Grantham Road is a bypass to the old road, which was subsequently bypassed again by the new A52 which avoids the village altogether. The road now links the two parts of the village and, though less than 100 years old, is bestowed an authority and antiquity by the double-line of planes which enclose it. The houses at the end are where the Griffin’s Head pub once stood. I liked the way the glow of life and civilisation lay at the end of the imposing avenue against a starry sky, like coming out of the woods into the safety of a home.
Back once more amongst the silver birches of Millstone Edge – their black and white stems through the snow transports you to another country, to Russia or else eastern Europe.
With the seedheads of the helleborines still standing, this was the last view I had of these beech trees in 2017. I love the softness of the light which seems to remain as a memory of those leaves from early springtime.
At the beginning of 2017, I took part in the annual New Year Plant Hunt – organised by the BSBI, this is an annual event inviting everybody from beginners through to pro’s to walk a route and see how many species they can find in flower. You can read about the results of my Grantham survey from 2017 in this blog post.
I was curious to see how the number of species, as well as the composition, changed through the year. Rather than having a snapshot of what was flowering on the 1st January alone, I’d like to know how long it had been flowering, and how long it would go on. The route I chose to explore further is a portion of the full route I took for the New Year, and is entirely within Grantham town, taking in a walk along the river, through the town centre, out around the train station and across parks and carparks.
I completed the last monthly survey on the 4th December, totalling 12 months of records, and here are the initial results!
In total I recorded 164 species in flower with a peak of 78 different species in June. So far, my first survey (on the relevant portion of the wider transect) in January was the lowest count, with just 24 species. My final walk in December was still turning up 40 different species – some of which were looking much worse for wear after the first frosts.

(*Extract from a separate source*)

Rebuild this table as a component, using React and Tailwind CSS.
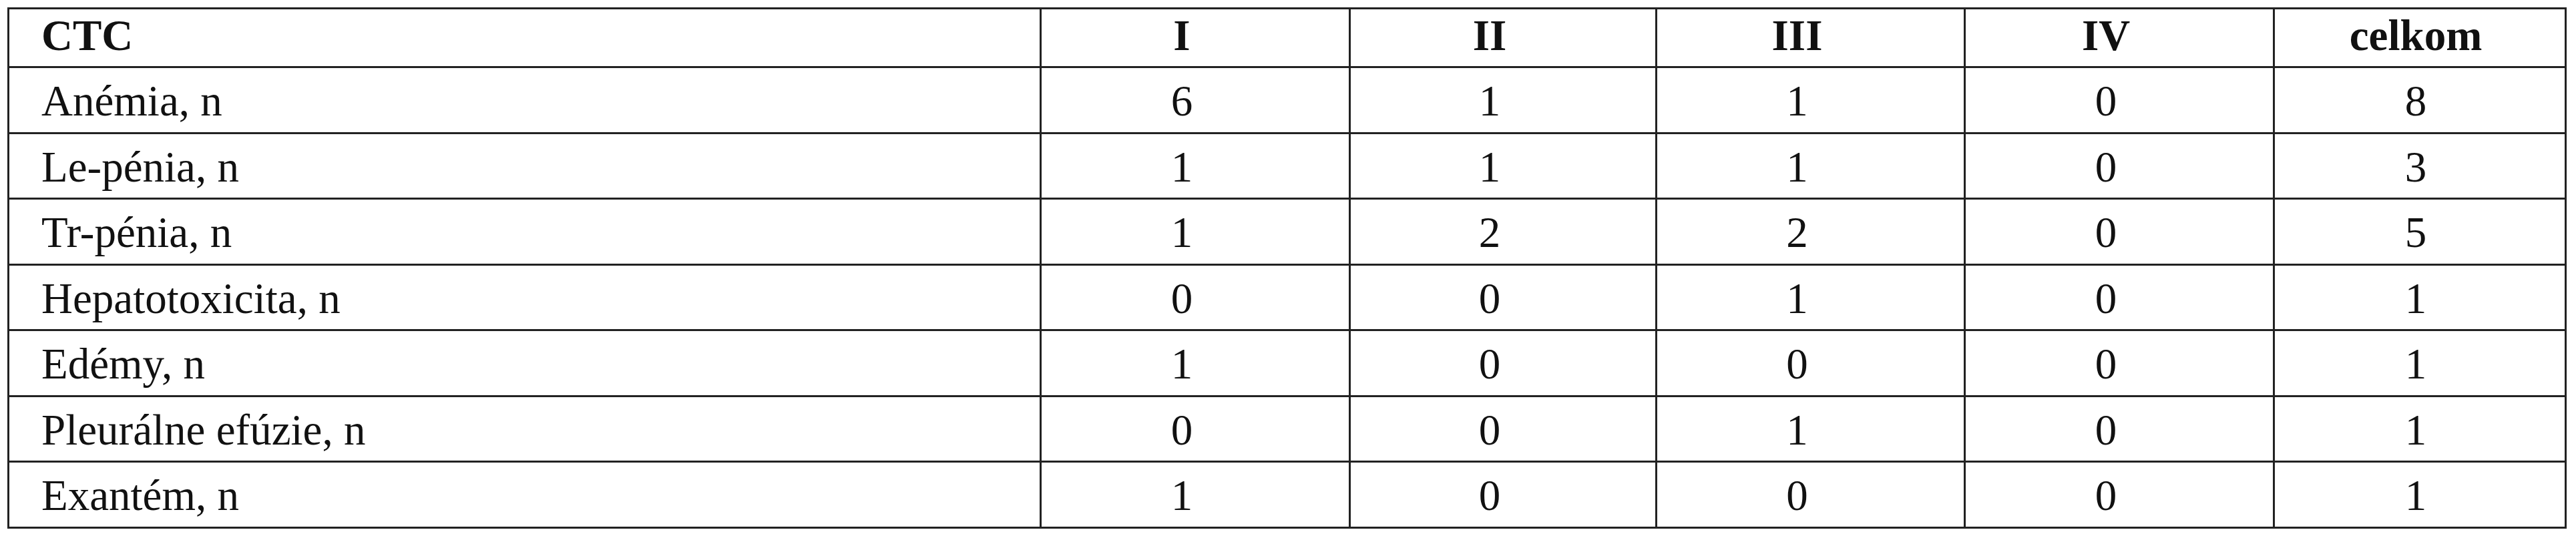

Coupled with the species accumulation curve – shown in green in the graph above – this pattern supports the idea that most of the flowers you find in the New Year Plant Hunt are likely to be hangers-on from the previous season, or species which flower happily in all seasons such as daisies and dandelions. In January, there are a few new appearances such as winter heliotrope and early snowdrops, but the vast majority have been persisting into the winter rather than appearing during it. There are marked increases in the records of new species, which reach a peak in May/June but this tails to nothing by November and December.
It’s also interesting to see how many species I only picked up in just one or two months. The graph above shows how many species were recorded in 1, 2, 3… up to 12 months. A small handful were recorded throughout, but nearly a third of species were recorded in only a single month.
Below is a quick run through some of the groups of species and trends I recorded throughout the year:
These are the species which were recorded every month, give or take the odd one which was usually due to somebody ‘tidying away’ a patch rather than reflecting a lack of flowering! One quite noticable trait from walking the same patch over and over was the reduction in management through the coldest months – I assume that people don’t think of weeds as a problem in the winter, and so I was happily watching opportunists thrive beside pavements and at carpark edges through January to March, until the weather warmed up and they were suddenly noticed and obliterated! Species pictured below are red deadnettle, annual meadowgrass, daisy, petty spurge and yarrow.
The Early Birds
A number of species appeared first in the early spring and quickly disappeared again. Winter heliotrope was the earliest ‘new’ flowerer, followed by the spring bulbs such as snowdrop, crocus and hybrid bluebell (all naturalised) along with primroses, violets and lesser celandine. Pictured below are lesser celandine, lords and ladies, and common whitlow grass.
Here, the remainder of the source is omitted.